Absolutely but it will be a boring graduate job fixing trivial typos in Java or something. If you're lucky, you picked up a class in some niche language and can do a little better.

The fun and high-level graduate jobs involve honours theses/projects and internships. Everyone I know at Google did honours projects, the ones that went straight into Google from uni did an internship there too. Only the ones who already had a career in industry got into Google without an internship but they still did honours in uni and had a few random github projects too with a profile in the open-source community.

I'm looking for work and I've lost count of the jobs that asked me for github links in the application. I literally created some gists yesterday specifically because a potential employer emailed me (not even a form letter) to ask for code samples.
I'm working on a hobby project right now largely to provide a sizable portfolio piece to show employers.

>Unless it's an internship intended to transition into a Job in that company at the end of it, I'd seek greener pastures.
Oh yeah, internships are mostly only valuable to the company that it was with, other companies won't care much about that.

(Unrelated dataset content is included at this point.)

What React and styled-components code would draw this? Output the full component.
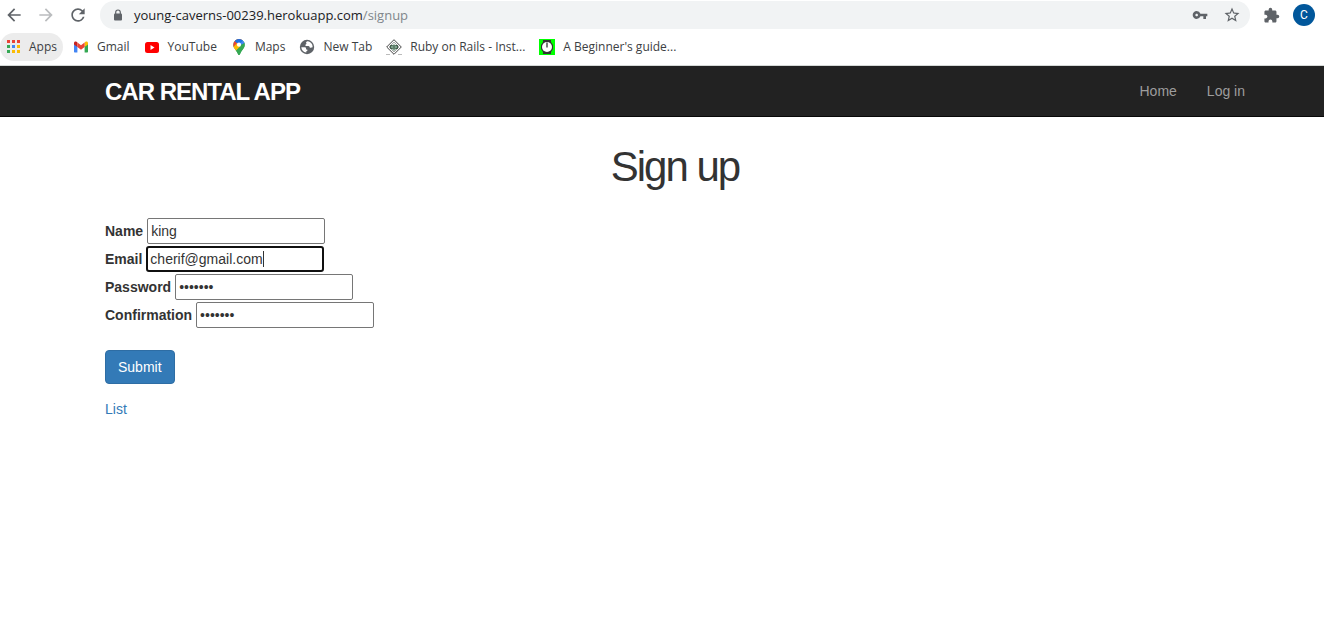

In fact they're probably going to ask (or wonder) why you didn't get an offer from it.

>Not to mention the massive push for diversity in CS
That's not really an issue BECAUSE of the need for diversity. Just because a female, black graduate has an advantage, doesn't mean that any female, black graduates are actually applying for your position or are qualified for the job. The reason for the push is because the people it applies to are so under-represented, there are so few of these people going for the jobs that the competition from them is barely a factor.